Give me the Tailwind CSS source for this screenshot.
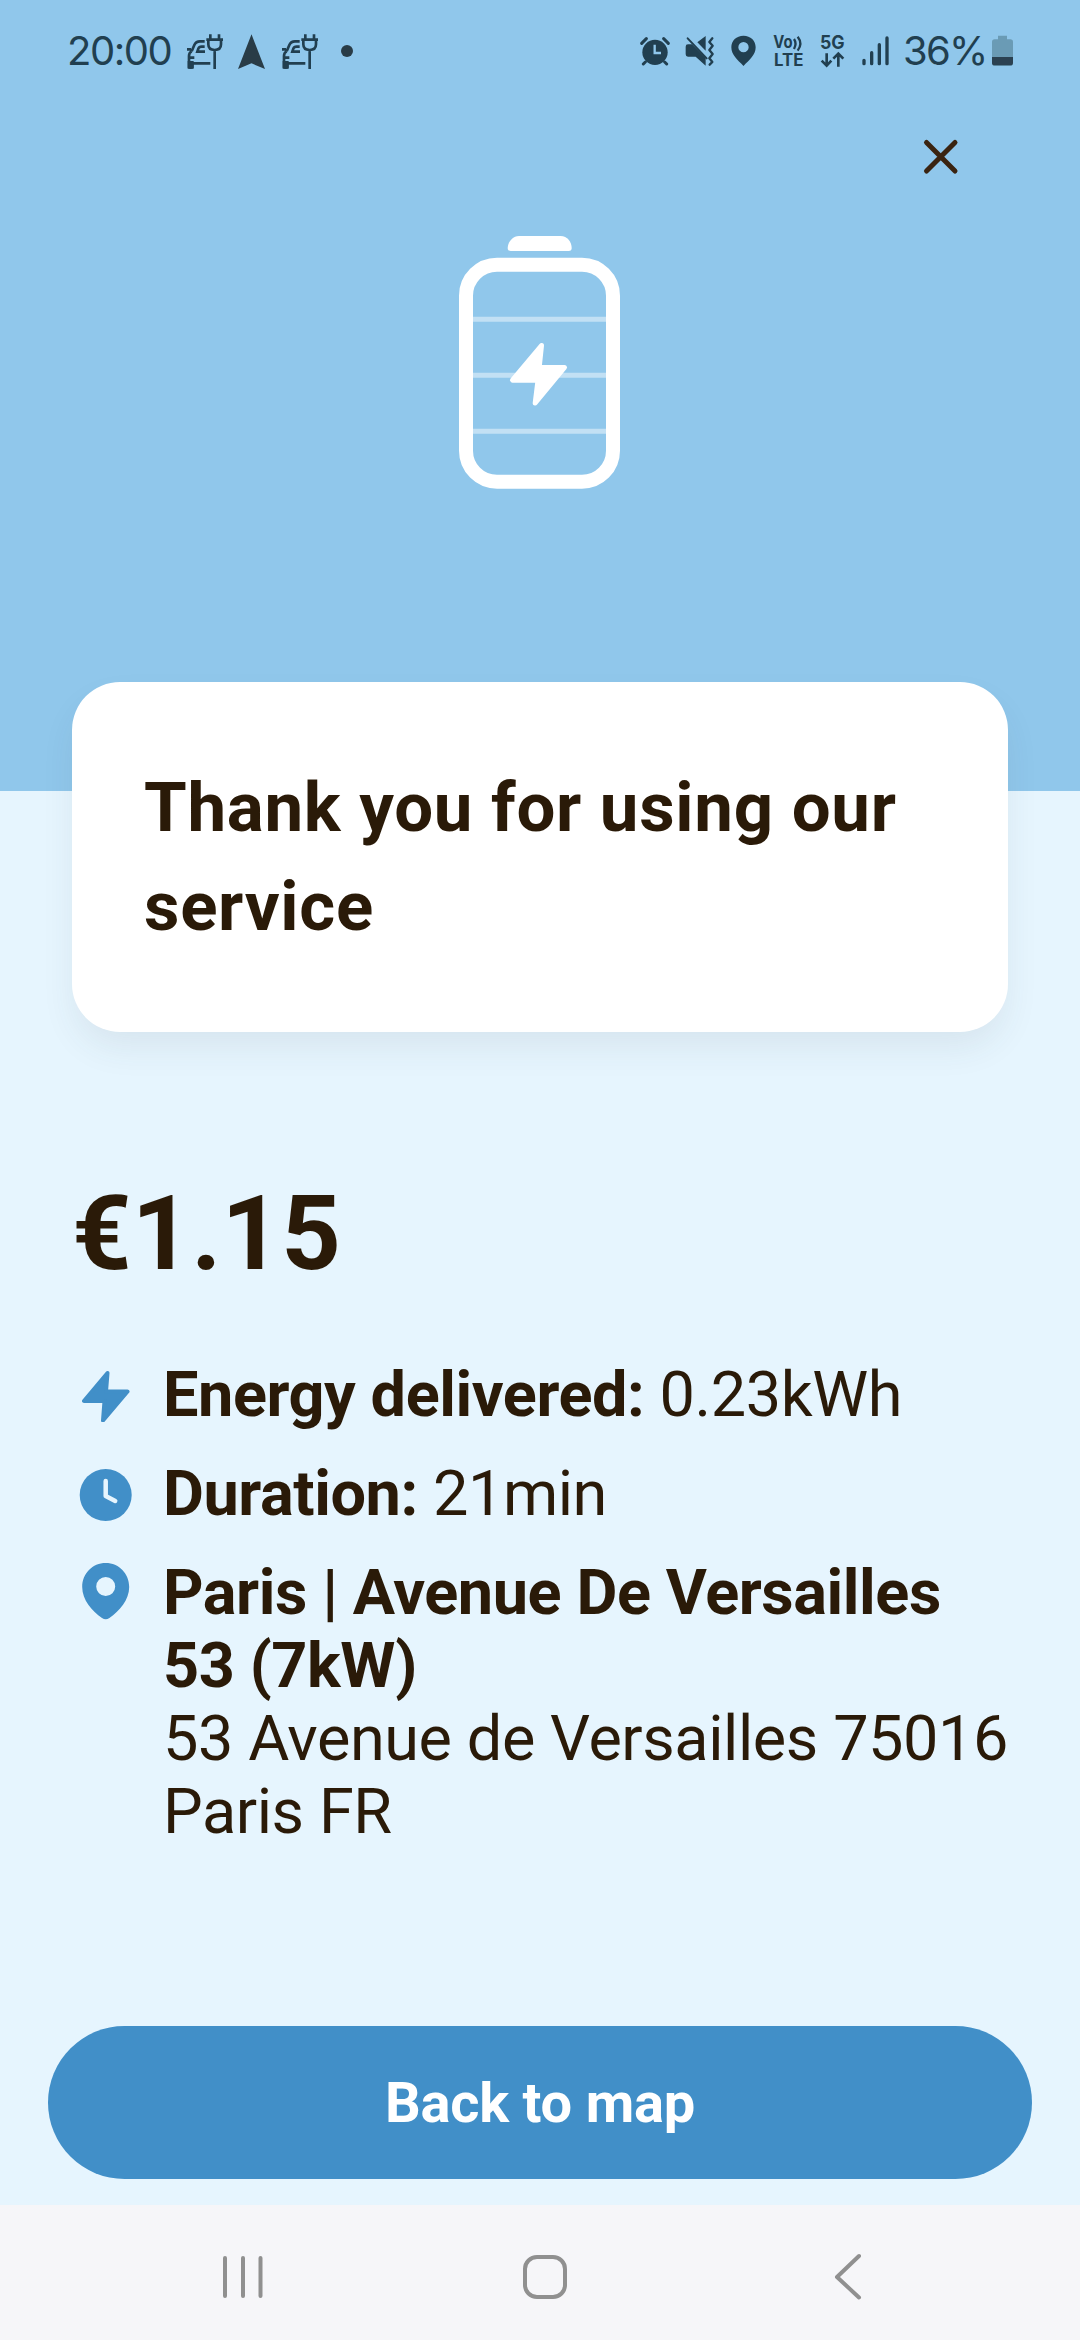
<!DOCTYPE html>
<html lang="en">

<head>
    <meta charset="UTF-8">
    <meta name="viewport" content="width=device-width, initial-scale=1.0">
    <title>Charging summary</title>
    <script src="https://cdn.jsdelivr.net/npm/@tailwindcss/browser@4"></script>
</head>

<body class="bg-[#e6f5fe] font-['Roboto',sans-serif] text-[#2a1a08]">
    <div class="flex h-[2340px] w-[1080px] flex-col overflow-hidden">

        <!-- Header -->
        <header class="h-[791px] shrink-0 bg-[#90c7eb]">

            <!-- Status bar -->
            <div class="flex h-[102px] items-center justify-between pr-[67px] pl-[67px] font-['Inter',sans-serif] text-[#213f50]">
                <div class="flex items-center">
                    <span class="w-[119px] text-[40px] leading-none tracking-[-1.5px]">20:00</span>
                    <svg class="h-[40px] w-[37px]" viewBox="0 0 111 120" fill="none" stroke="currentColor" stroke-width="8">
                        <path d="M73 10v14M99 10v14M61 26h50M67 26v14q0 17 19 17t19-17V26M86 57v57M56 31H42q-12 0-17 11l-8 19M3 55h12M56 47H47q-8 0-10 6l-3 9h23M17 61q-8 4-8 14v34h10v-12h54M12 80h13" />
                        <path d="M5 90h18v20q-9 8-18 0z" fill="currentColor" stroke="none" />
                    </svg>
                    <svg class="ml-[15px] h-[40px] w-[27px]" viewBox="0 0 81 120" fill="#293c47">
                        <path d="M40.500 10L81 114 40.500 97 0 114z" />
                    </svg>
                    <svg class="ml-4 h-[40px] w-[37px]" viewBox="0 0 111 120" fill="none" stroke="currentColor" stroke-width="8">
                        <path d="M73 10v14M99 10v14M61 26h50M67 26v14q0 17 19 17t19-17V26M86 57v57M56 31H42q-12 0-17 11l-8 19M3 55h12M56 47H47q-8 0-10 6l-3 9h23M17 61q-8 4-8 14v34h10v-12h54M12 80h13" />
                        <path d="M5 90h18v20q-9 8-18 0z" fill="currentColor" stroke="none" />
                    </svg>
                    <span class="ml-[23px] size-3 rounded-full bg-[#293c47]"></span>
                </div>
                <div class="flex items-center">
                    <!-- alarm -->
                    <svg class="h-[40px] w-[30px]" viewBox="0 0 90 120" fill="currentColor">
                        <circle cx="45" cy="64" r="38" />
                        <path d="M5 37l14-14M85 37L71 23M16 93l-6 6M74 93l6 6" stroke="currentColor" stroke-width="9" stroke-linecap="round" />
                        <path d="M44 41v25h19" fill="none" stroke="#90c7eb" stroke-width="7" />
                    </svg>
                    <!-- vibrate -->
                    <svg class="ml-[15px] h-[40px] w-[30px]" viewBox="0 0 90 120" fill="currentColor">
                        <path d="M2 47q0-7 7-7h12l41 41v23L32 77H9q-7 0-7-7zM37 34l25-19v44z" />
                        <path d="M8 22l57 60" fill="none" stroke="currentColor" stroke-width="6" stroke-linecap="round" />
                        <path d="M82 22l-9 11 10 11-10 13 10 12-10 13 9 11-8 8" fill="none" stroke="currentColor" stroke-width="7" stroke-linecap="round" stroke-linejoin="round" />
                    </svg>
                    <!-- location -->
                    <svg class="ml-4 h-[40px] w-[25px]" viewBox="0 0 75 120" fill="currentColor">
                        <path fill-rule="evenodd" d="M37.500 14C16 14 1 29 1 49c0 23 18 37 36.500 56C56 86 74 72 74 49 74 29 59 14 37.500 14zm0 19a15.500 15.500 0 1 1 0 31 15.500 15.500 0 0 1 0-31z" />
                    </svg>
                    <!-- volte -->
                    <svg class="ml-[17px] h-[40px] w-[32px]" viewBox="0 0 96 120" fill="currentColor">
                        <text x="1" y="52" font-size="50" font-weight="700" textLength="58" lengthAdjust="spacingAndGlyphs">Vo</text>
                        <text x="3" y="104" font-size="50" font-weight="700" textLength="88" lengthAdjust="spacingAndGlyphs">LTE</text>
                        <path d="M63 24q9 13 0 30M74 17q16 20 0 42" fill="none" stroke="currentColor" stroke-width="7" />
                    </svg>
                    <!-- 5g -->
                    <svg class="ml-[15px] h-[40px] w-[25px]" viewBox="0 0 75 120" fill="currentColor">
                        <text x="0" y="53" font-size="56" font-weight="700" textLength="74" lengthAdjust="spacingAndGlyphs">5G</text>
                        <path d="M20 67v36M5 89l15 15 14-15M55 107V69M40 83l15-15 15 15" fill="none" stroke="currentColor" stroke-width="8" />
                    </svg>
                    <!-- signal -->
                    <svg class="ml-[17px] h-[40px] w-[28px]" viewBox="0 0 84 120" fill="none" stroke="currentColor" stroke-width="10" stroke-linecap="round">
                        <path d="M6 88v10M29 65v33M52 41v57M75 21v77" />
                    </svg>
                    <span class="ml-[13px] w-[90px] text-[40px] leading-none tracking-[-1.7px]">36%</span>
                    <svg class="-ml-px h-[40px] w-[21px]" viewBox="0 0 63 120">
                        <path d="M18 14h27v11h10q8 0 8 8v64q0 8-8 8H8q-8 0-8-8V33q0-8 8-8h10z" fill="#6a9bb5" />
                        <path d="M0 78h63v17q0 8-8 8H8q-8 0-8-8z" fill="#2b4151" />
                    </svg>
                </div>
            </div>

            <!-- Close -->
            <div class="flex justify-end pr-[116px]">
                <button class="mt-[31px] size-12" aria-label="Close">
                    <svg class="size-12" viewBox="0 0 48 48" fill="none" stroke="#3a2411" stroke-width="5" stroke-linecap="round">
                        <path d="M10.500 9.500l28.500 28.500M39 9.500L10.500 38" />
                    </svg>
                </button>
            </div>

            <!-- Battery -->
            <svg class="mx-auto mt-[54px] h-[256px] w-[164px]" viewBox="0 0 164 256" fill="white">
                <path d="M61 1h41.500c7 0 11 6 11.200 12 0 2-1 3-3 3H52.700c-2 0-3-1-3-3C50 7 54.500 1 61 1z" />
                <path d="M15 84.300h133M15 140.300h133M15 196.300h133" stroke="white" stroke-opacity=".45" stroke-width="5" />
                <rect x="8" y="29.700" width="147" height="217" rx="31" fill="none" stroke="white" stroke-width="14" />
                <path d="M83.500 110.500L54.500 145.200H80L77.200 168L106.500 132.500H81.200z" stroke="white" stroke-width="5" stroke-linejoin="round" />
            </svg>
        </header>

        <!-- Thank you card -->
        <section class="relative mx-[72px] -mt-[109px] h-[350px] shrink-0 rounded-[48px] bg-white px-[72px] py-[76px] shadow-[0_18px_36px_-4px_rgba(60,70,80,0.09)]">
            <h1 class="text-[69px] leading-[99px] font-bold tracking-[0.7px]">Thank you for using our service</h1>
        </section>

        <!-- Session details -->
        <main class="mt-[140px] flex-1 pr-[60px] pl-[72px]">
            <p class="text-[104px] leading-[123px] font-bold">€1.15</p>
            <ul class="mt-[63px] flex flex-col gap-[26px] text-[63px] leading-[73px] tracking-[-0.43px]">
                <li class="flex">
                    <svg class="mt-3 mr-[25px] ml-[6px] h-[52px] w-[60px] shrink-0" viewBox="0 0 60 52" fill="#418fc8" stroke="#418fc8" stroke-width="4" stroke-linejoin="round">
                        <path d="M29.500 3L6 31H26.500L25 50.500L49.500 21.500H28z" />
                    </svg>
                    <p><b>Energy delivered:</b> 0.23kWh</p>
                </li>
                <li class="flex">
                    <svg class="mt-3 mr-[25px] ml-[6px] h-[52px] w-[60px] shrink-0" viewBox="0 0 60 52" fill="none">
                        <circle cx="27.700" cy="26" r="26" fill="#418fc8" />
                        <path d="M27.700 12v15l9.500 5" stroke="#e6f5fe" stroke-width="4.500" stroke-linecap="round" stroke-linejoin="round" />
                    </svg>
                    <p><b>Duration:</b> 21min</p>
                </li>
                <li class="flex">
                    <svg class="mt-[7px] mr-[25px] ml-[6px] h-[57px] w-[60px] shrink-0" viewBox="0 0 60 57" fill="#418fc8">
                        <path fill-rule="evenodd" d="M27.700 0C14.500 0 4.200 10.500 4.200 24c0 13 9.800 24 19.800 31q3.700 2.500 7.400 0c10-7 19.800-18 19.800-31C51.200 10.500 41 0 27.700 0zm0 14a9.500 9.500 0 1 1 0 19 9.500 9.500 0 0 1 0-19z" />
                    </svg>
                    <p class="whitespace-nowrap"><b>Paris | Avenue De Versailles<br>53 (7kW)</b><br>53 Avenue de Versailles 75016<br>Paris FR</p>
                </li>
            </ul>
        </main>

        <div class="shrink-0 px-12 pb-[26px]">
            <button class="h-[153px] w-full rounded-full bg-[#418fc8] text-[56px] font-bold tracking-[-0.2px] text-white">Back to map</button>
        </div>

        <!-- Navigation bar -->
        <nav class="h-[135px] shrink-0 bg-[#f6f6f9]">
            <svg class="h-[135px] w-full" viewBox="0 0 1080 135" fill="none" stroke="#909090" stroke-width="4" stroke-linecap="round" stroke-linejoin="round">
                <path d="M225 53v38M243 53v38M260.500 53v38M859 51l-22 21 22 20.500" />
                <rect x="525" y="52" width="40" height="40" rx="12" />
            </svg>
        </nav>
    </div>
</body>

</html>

EXERCISE GOAL — From the first line of the material down to the line containing "h-[2340px] w-[1080px] flex-col", inclusive, return each line exactly, skipping any picture.

CORRECT RESULT —
Give me the Tailwind CSS source for this screenshot.
<!DOCTYPE html>
<html lang="en">

<head>
    <meta charset="UTF-8">
    <meta name="viewport" content="width=device-width, initial-scale=1.0">
    <title>Charging summary</title>
    <script src="https://cdn.jsdelivr.net/npm/@tailwindcss/browser@4"></script>
</head>

<body class="bg-[#e6f5fe] font-['Roboto',sans-serif] text-[#2a1a08]">
    <div class="flex h-[2340px] w-[1080px] flex-col overflow-hidden">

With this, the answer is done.